There’s a school of thought in design that says ‘In order to go forward, you must first look back’. Probably one of the more famous examples in recent times was the re-emergence of the roadster sports car. Some of the ideas in the BMW Z4 go back half a century, but the result is pleasing to the eye. Thermaltake is today revisiting one of its most popular chassis of the past. KitGuru wonders if it is a reincarnation of a past master or wine made from grapes that have hung too long on the vine.
It’s hard to see ‘Soprano’and not think back to Satriale’s Pork Store and the Bada Bing. The original Soprano chassis launched in the middle of the last decade and KitGuru maestro Zardon spent many hours analysing products like the Soprano VB1000 SWS.
The New Soprano has the wonderfully complex code name VO900M1N2N, which is a pity because the chassis itself is far smoother.
It’s 100% black, inside and out, with capacity for multiple full-length graphic cards.
According to CEO Kenny Lin, “We have included an invisible top-mounted HDD docking station and internal USB 3.0 ports for a refined data management along with plenty of space for up to four optic drive devices, a multi card reader, five additional drives and lots of space for an enthusiast’s cooling options”.
“Our spacious ATX design can house multiple graphic cards up to 315mm long and we have also included 4 rubber grommeted cable management holes and sound-dampening foam with the side panels”, he explained.

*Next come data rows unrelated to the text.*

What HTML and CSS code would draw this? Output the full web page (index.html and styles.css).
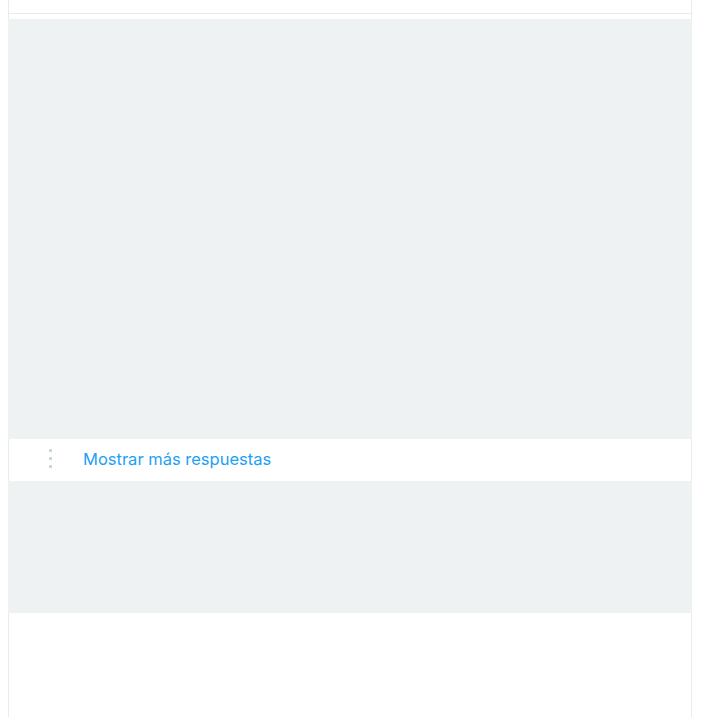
FILE: index.html
```html
<!DOCTYPE html>
<html lang="es">
<head>
<meta charset="utf-8">
<link rel="stylesheet" href="styles.css">
</head>
<body>
<div class="page">
  <div class="top"></div>
  <div class="spacer"></div>
  <div class="placeholder big"></div>
  <div class="more-row">
    <div class="dots"><span></span><span></span><span></span></div>
    <a class="more-link" href="#">Mostrar más respuestas</a>
  </div>
  <div class="placeholder small"></div>
</div>
</body>
</html>
```
FILE: styles.css
```css
html, body {
  margin: 0;
  padding: 0;
  background: #ffffff;
}
.page {
  margin-left: 8px;
  width: 684px;
  min-height: 717px;
  box-sizing: border-box;
  border-left: 1px solid #e6ecf0;
  border-right: 1px solid #e6ecf0;
}
.top {
  height: 13px;
  border-bottom: 1px solid #e6ecf0;
}
.spacer {
  height: 5px;
}
.placeholder {
  background: #eef2f3;
  margin: 0 -1px;
}
.placeholder.big {
  height: 420px;
}
.placeholder.small {
  height: 132px;
}
.more-row {
  height: 42px;
  display: flex;
  align-items: center;
}
.dots {
  width: 74px;
  display: flex;
  flex-direction: column;
  align-items: center;
  gap: 5px;
  padding-left: 9px;
  box-sizing: border-box;
  margin-top: -3px;
}
.dots span {
  width: 3px;
  height: 3px;
  background: #ccd6dd;
}
.more-link {
  font-family: Inter, "Noto Sans", sans-serif;
  font-size: 16.5px;
  line-height: 20px;
  margin-bottom: 2px;
  color: #1da1f2;
  text-decoration: none;
}
```
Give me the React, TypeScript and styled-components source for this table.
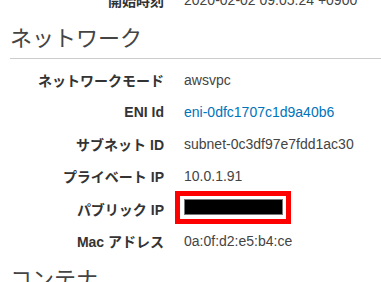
import React from 'react';
import styled, { createGlobalStyle } from 'styled-components';

const GlobalStyle = createGlobalStyle`
  html, body {
    margin: 0;
    padding: 0;
    background: #ffffff;
    overflow: hidden;
  }
  body {
    font-family: "Liberation Sans", Arial, "Noto Sans CJK JP", sans-serif;
    color: #444444;
  }
`;

const Page = styled.div`
  margin-top: -16px;
  width: 381px;
`;

const Section = styled.section`
  display: flex;
  flex-direction: column;
`;

const Heading = styled.h2`
  margin: 0 0 5px 10px;
  padding: 8px 0 4px 0;
  font-family: "Liberation Sans", Arial, "Noto Sans CJK JP", sans-serif;
  font-weight: normal;
  font-size: 22px;
  line-height: 30px;
  color: #444444;
  border-bottom: 1px solid #cccccc;
`;

const Table = styled.dl`
  margin: 0;
  display: grid;
  grid-template-columns: 164px 1fr;
  column-gap: 20px;
`;

const Row = styled.div`
  display: contents;
`;

const Label = styled.dt<{ $tall?: boolean }>`
  height: ${({ $tall }) => ($tall ? '33px' : '32px')};
  display: flex;
  align-items: center;
  justify-content: flex-end;
  font-weight: bold;
  font-size: 14px;
  color: #333333;
  white-space: nowrap;
`;

const Value = styled.dd<{ $link?: boolean; $tall?: boolean }>`
  margin: 0;
  height: ${({ $tall }) => ($tall ? '33px' : '32px')};
  display: flex;
  align-items: center;
  font-size: 14px;
  color: ${({ $link }) => ($link ? '#0073bb' : '#444444')};
  white-space: nowrap;
`;

const Redacted = styled.div`
  margin: 0 0 3px -9px;
  width: 106px;
  height: 23px;
  border: 5px solid #ff0000;
  display: flex;
  align-items: center;
  justify-content: center;
  background: #ffffff;
`;

const Blackout = styled.div`
  width: 97px;
  height: 14px;
  background: #000000;
  border: 1px solid #777777;
`;

type Item = { label: string; value?: string; link?: boolean; hidden?: boolean };

const general: Item[] = [{ label: '開始時刻', value: '2020-02-02 09:05:24 +0900' }];

const network: Item[] = [
  { label: 'ネットワークモード', value: 'awsvpc' },
  { label: 'ENI Id', value: 'eni-0dfc1707c1d9a40b6', link: true },
  { label: 'サブネット ID', value: 'subnet-0c3df97e7fdd1ac30' },
  { label: 'プライベート IP', value: '10.0.1.91' },
  { label: 'パブリック IP', hidden: true },
  { label: 'Mac アドレス', value: '0a:0f:d2:e5:b4:ce' },
];

const Rows = ({ items }: { items: Item[] }) => (
  <Table>
    {items.map((it) => (
      <Row key={it.label}>
        <Label $tall={it.hidden}>{it.label}</Label>
        <Value $link={it.link} $tall={it.hidden}>
          {it.hidden ? (
            <Redacted>
              <Blackout />
            </Redacted>
          ) : (
            it.value
          )}
        </Value>
      </Row>
    ))}
  </Table>
);

export default function App() {
  return (
    <Page>
      <GlobalStyle />
      <Rows items={general} />
      <Section>
        <Heading>ネットワーク</Heading>
        <Rows items={network} />
      </Section>
      <Section>
        <Heading>コンテナ</Heading>
      </Section>
    </Page>
  );
}
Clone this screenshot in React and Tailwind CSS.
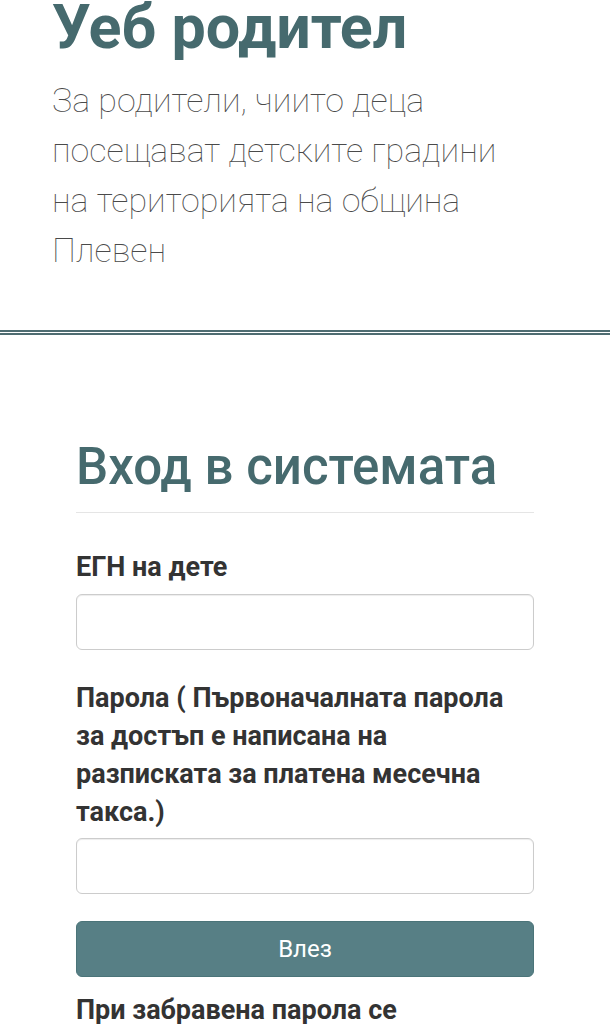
export default function App() {
  return (
    <div className="min-h-screen bg-white font-['Roboto','Liberation_Sans',sans-serif]">
      {/* ── Header ───────────────────────────────────────────── */}
      <header className="pl-[52px] pr-[70px] pb-[55px]">
        <h1 className="text-[61px] leading-[55px] font-bold text-[#466a6e]">Уеб родител</h1>
        <p className="mt-[20px] text-[34px] leading-[50px] font-thin text-[#4a4a4a]">
          За родители, чиито деца посещават детските градини на територията на община Плевен
        </p>
      </header>

      <div className="h-[2px] bg-[#4e6c71]" />
      <div className="mt-[1px] h-[2px] bg-[#4e6c71]" />

      {/* ── Login form ───────────────────────────────────────── */}
      <main className="px-[76px] pt-[104px] pb-10">
        <h2 className="text-[51px] leading-[56px] font-medium text-[#466a6e]">Вход в системата</h2>
        <hr className="mt-[17px] border-0 border-t border-[#e5e5e5]" />

        <form className="mt-[35px]" onSubmit={e => e.preventDefault()}>
          <label className="block text-[27px] leading-[38px] font-bold text-[#333333]">ЕГН на дете</label>
          <input
            type="text"
            className="mt-[8px] block w-full h-[56px] rounded-md border border-[#cccccc] shadow-[inset_0_1px_1px_rgba(0,0,0,0.075)] px-3 text-[24px] outline-none"
          />

          <label className="mt-[29px] block text-[27px] leading-[38px] font-bold text-[#333333]">
            Парола ( Първоначалната парола за достъп е написана на разписката за платена месечна такса.)
          </label>
          <input
            type="password"
            className="mt-[7px] block w-full h-[56px] rounded-md border border-[#cccccc] shadow-[inset_0_1px_1px_rgba(0,0,0,0.075)] px-3 text-[24px] outline-none"
          />

          <button
            type="submit"
            className="mt-[27px] block w-full h-[56px] rounded-md border border-[#4b7479] bg-[#577f85] text-white text-[24px]"
          >
            Влез
          </button>
        </form>

        <p className="mt-[14px] text-[27px] leading-[38px] font-bold text-[#333333]">
          При забравена парола се обръщайте към детската градина.
        </p>
      </main>
    </div>
  )
}
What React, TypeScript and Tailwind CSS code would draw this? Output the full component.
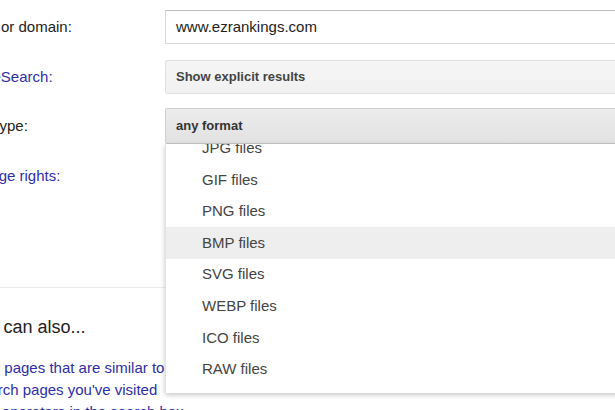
import React from "react";

const formats = ["JPG files", "GIF files", "PNG files", "BMP files", "SVG files", "WEBP files", "ICO files", "RAW files"];

export default function App() {
    return (
        <div className="relative w-[615px] h-[410px] overflow-hidden bg-white font-['Liberation_Sans',Arial,sans-serif] text-[15px] text-[#222]">
            <div className="ml-[-30px] w-[700px]">
                <div className="flex items-center mt-[10px] h-[34px]">
                    <div className="w-[195px] pl-[1px]">Site or domain:</div>
                    <div className="flex-1 h-full flex items-center px-[10px] border border-[#d9d9d9] border-t-[#c0c0c0] bg-white">
                        www.ezrankings.com
                    </div>
                </div>

                <div className="flex items-center mt-[16px] h-[34px]">
                    <div className="w-[195px] text-[#2e2eaa]">SafeSearch:</div>
                    <div className="flex-1 h-full flex items-center px-[10px] rounded-[2px] border border-[#e0e0e0] bg-gradient-to-b from-[#f5f5f5] to-[#f1f1f1] text-[13px] font-bold text-[#444]">
                        Show explicit results
                    </div>
                </div>

                <div className="flex items-center mt-[14px] h-[36px]">
                    <div className="w-[195px] ml-[-3px]">File type:</div>
                    <div className="relative flex-1 h-full ml-[3px]">
                        <div className="h-full flex items-center px-[10px] rounded-[2px] border border-[#d0d0d0] border-b-[#c4c4c4] bg-gradient-to-b from-[#ececec] to-[#e2e2e2] text-[13px] font-bold text-[#333]">
                            any format
                        </div>
                        <div className="absolute top-full left-0 w-[480px] z-10 overflow-hidden bg-white border-l border-[#e2e2e2] shadow-[0_2px_5px_rgba(0,0,0,0.22)] pb-[8px]">
                            <div className="mt-[-11.6px]">
                                {formats.map((f) => (
                                    <div
                                        key={f}
                                        className={
                                            "h-[31.6px] flex items-center pl-[36px] text-[#444] " +
                                            (f === "BMP files" ? "bg-[#eeeeee]" : "")
                                        }
                                    >
                                        {f}
                                    </div>
                                ))}
                            </div>
                        </div>
                    </div>
                </div>

                <div className="flex items-center mt-[18px] h-[28px]">
                    <div className="w-[195px] pl-[2px] text-[#2e2eaa]">Usage rights:</div>
                </div>

                <div className="mt-[97px] border-t border-[#ebebeb]" />

                <h3 className="mt-[27px] ml-[-2px] text-[18px] leading-[24px] text-[#222]">You can also...</h3>

                <ul className="mt-[18px] pl-[1px] leading-[22px] text-[#2e2eaa]">
                    <li>Find pages that are similar to, or link to, a URL</li>
                    <li>Search pages you've visited</li>
                    <li>Use operators in the search box</li>
                </ul>
            </div>
        </div>
    );
}
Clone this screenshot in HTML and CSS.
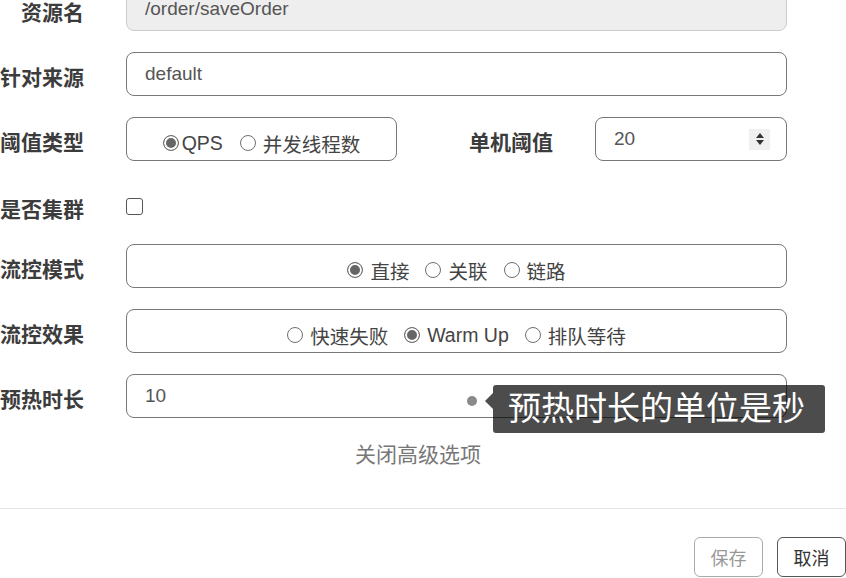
FILE: index.html
```html
<!DOCTYPE html>
<html lang="zh">
<head>
  <meta charset="UTF-8">
  <title>编辑流控规则</title>
  <link rel="stylesheet" href="styles.css">
</head>
<body>

<div class="modal">
  <form class="form">
    <div class="row">
      <label class="lbl">资源名</label>
      <input class="ctl readonly" type="text" value="/order/saveOrder" readonly>
    </div>

    <div class="row">
      <label class="lbl">针对来源</label>
      <input class="ctl" type="text" value="default">
    </div>

    <div class="row split">
      <label class="lbl">阈值类型</label>
      <div class="ctl radios">
        <span class="radio on"></span><span class="opt tight">QPS</span>
        <span class="radio"></span><span class="opt">并发线程数</span>
      </div>
      <label class="lbl">单机阈值</label>
      <div class="ctl number">
        <span class="val">20</span>
        <span class="spin"><i class="up"></i><i class="down"></i></span>
      </div>
    </div>

    <div class="row check-row">
      <label class="lbl">是否集群</label>
      <div><span class="checkbox"></span></div>
    </div>

    <div class="row">
      <label class="lbl">流控模式</label>
      <div class="ctl radios">
        <span class="radio on"></span><span class="opt">直接</span>
        <span class="radio"></span><span class="opt">关联</span>
        <span class="radio"></span><span class="opt">链路</span>
      </div>
    </div>

    <div class="row">
      <label class="lbl">流控效果</label>
      <div class="ctl radios">
        <span class="radio"></span><span class="opt">快速失败</span>
        <span class="radio on"></span><span class="opt">Warm Up</span>
        <span class="radio"></span><span class="opt">排队等待</span>
      </div>
    </div>

    <div class="row">
      <label class="lbl">预热时长</label>
      <div class="field-wrap">
        <input class="ctl" type="text" value="10">
        <span class="dot"></span>
        <div class="tip">预热时长的单位是秒</div>
      </div>
    </div>
  </form>

  <div class="toggle">关闭高级选项</div>

  <div class="footer">
    <button class="btn" disabled>保存</button>
    <button class="btn">取消</button>
  </div>
</div>

</body>
</html>
```

FILE: styles.css
```css
body {
  margin: 0;
  background: #fff;
  font-family: "Liberation Sans", "Noto Sans CJK SC", sans-serif;
  color: #444;
  overflow: hidden;
}
.modal {
  width: 846px;
}
.form {
  margin-top: -13px;
}
.row {
  display: grid;
  grid-template-columns: 84px 661px;
  column-gap: 42px;
  height: 44px;
  margin-bottom: 21px;
  align-items: center;
}
.row.split {
  grid-template-columns: 84px 271px 114px 192px;
}
.check-row {
  height: 34px;
  padding-top: 7px;
}
.lbl {
  text-align: right;
  font-size: 21px;
  font-weight: bold;
  color: #3c3c3c;
  white-space: nowrap;
  padding-top: 3px;
}
.ctl {
  box-sizing: border-box;
  height: 44px;
  width: 100%;
  border: 1px solid #777;
  border-radius: 8px;
  padding: 0 18px;
  font-family: inherit;
  font-size: 19px;
  color: #555;
  background: #fff;
  outline: none;
}
.readonly {
  background: #eee;
  border-color: #ccc;
}
.radios {
  display: flex;
  align-items: center;
  justify-content: center;
  padding: 8px 0 0;
  font-size: 19.5px;
  color: #444;
}
.radio {
  box-sizing: border-box;
  width: 16px;
  height: 16px;
  border: 1.5px solid #6f6f6f;
  border-radius: 50%;
  background: #fff;
  margin-right: 7px;
}
.radio.on {
  background: #666;
  box-shadow: inset 0 0 0 2px #fff;
}
.opt {
  margin-right: 16px;
}
.opt.tight {
  margin-left: -4px;
  margin-right: 17px;
}
.opt:last-child {
  margin-right: 0;
}
.number {
  display: flex;
  align-items: center;
  justify-content: space-between;
  padding-right: 16px;
}
.spin {
  width: 21px;
  height: 21px;
  background: #f0f0f0;
  display: flex;
  flex-direction: column;
  align-items: center;
  justify-content: center;
  gap: 2px;
}
.spin i {
  width: 0;
  height: 0;
  border-left: 4px solid transparent;
  border-right: 4px solid transparent;
}
.spin .up {
  border-bottom: 5px solid #333;
}
.spin .down {
  border-top: 5px solid #333;
}
.checkbox {
  display: block;
  box-sizing: border-box;
  width: 17px;
  height: 17px;
  border: 1px solid #555;
  border-radius: 3px;
}
.field-wrap {
  position: relative;
  height: 44px;
}
.dot {
  position: absolute;
  left: 341px;
  top: 22px;
  width: 10px;
  height: 10px;
  border-radius: 50%;
  background: #8a8a8a;
}
.tip {
  position: absolute;
  left: 367px;
  top: 11px;
  width: 332px;
  height: 48px;
  box-sizing: border-box;
  padding-left: 15px;
  line-height: 48px;
  font-size: 33px;
  color: #fff;
  background: rgba(0, 0, 0, 0.7);
  border-radius: 3px;
  white-space: nowrap;
}
.tip::before {
  content: "";
  position: absolute;
  left: -8px;
  top: 8px;
  border-top: 8px solid transparent;
  border-bottom: 8px solid transparent;
  border-right: 8px solid rgba(0, 0, 0, 0.7);
}
.toggle {
  text-align: center;
  padding-right: 10px;
  line-height: 32px;
  font-size: 21px;
  color: #777;
  margin-bottom: 37px;
}
.footer {
  border-top: 1px solid #e5e5e5;
  padding-top: 28px;
  display: flex;
  justify-content: flex-end;
  gap: 14px;
}
.btn {
  width: 69px;
  height: 40px;
  border: 1px solid #555;
  border-radius: 6px;
  background: #fff;
  font-family: inherit;
  font-size: 18px;
  color: #333;
  padding: 0;
}
.btn:disabled {
  border-color: #aaa;
  color: #999;
}
```
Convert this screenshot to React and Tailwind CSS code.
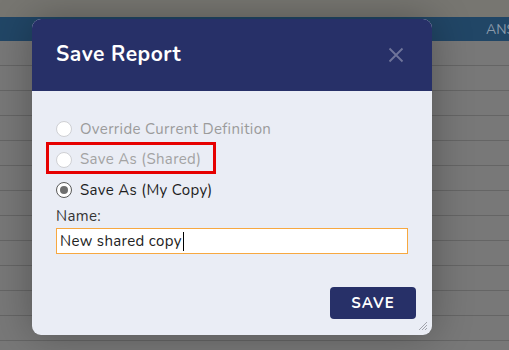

KitGuru says: We can’t help but wonder why Thermaltake does not carry on with designs like the original Level 10. This new Soprano chassis looks capable, but (on looks alone) it won’t be enough to stand out on a shop shelf with 30 other black chassis. We would seriously encourage Thermaltake to follow Tt eSports and come up with designs that shock and amaze, because even if they don’t sell huge amounts – they will stand out in the consumer’s mind – and that’s important.